--- Start Exercise input ---

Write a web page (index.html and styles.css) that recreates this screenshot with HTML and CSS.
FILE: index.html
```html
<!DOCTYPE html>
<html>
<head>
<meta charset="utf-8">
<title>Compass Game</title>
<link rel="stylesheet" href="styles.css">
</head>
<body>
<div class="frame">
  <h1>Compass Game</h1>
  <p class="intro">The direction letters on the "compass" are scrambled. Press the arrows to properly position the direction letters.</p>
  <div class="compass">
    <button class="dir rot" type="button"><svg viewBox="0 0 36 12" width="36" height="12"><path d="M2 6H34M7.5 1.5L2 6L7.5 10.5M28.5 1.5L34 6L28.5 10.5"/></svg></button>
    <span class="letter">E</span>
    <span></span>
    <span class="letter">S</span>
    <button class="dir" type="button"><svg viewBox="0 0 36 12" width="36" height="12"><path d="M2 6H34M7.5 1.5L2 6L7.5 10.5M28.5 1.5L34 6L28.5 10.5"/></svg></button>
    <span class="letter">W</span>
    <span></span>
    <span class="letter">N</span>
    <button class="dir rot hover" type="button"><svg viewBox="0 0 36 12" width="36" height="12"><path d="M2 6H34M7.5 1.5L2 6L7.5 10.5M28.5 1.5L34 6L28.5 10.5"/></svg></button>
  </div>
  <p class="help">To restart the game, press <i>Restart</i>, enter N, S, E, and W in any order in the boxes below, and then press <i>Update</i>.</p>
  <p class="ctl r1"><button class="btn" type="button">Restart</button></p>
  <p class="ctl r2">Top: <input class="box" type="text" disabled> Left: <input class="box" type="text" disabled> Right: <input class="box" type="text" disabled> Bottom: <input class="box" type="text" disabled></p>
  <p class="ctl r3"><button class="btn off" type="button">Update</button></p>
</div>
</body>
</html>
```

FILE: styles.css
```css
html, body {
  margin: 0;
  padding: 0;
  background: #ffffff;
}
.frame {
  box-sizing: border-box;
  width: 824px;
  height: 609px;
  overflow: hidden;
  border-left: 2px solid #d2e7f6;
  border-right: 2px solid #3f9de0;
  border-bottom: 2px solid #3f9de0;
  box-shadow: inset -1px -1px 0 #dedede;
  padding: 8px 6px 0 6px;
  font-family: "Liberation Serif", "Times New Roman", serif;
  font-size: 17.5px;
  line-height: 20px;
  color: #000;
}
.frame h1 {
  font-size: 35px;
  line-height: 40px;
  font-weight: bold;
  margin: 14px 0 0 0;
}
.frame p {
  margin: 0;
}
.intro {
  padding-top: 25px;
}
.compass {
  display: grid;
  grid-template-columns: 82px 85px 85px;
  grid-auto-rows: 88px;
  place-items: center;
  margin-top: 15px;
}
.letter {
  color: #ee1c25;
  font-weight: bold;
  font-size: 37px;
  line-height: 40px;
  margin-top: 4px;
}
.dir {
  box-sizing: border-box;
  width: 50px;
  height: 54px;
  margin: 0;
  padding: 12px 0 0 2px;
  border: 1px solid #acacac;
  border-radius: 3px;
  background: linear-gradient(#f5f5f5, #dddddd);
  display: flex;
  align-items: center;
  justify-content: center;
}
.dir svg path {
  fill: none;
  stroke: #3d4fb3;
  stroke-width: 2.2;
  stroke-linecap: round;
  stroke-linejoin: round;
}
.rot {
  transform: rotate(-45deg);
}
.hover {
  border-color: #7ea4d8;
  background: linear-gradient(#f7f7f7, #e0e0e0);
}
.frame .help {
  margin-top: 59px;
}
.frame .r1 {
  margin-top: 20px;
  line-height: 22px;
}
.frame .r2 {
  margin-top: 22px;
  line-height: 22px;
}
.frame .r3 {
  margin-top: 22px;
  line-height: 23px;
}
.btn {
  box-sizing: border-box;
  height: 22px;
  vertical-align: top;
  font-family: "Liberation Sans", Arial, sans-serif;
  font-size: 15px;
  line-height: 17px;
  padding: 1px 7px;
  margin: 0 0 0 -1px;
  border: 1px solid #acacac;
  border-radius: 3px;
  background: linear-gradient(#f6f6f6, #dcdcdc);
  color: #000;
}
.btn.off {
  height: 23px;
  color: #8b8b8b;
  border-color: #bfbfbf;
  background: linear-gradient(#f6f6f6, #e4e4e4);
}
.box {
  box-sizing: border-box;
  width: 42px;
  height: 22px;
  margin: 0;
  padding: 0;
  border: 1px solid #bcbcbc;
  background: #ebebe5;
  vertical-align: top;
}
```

--- End Exercise input ---
--- Start Exercise input ---

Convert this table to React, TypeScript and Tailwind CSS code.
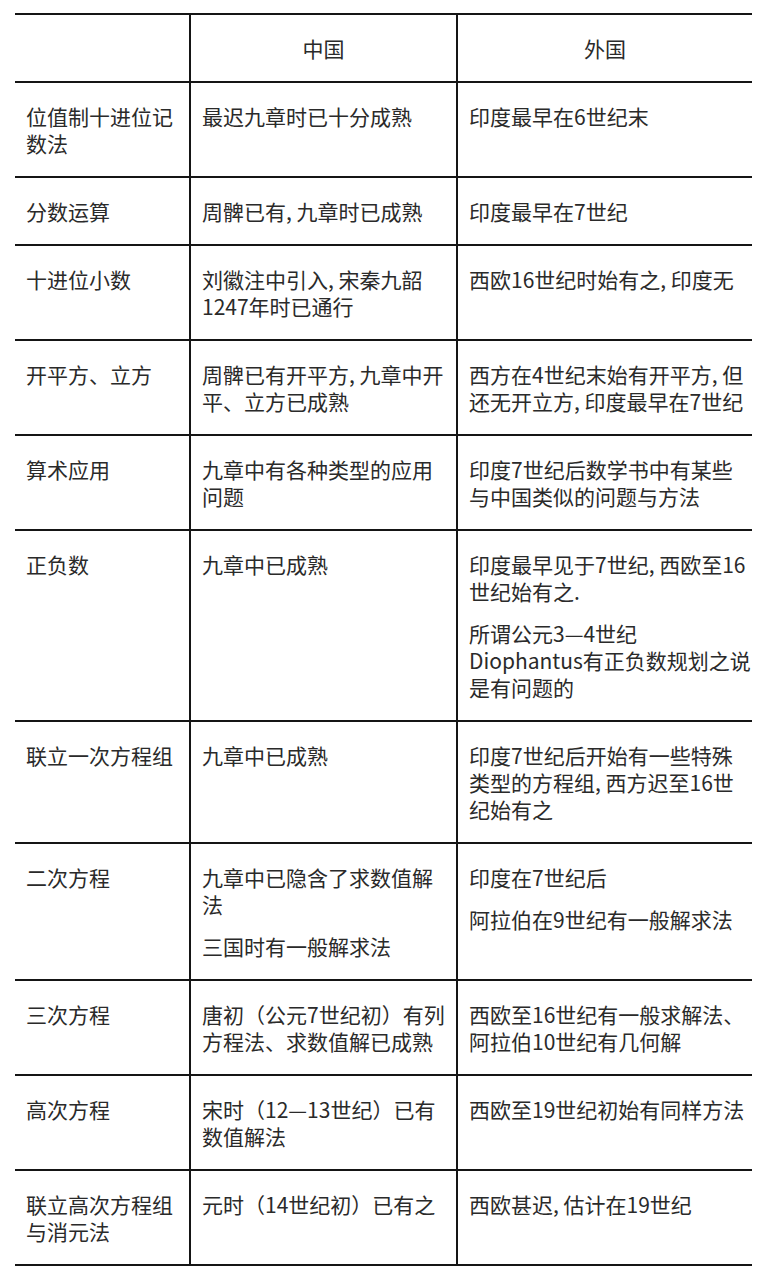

--- End Exercise input ---

* **The request**
The word "index" appears in how many lines of the records? Give the number only.

* **Task response**
2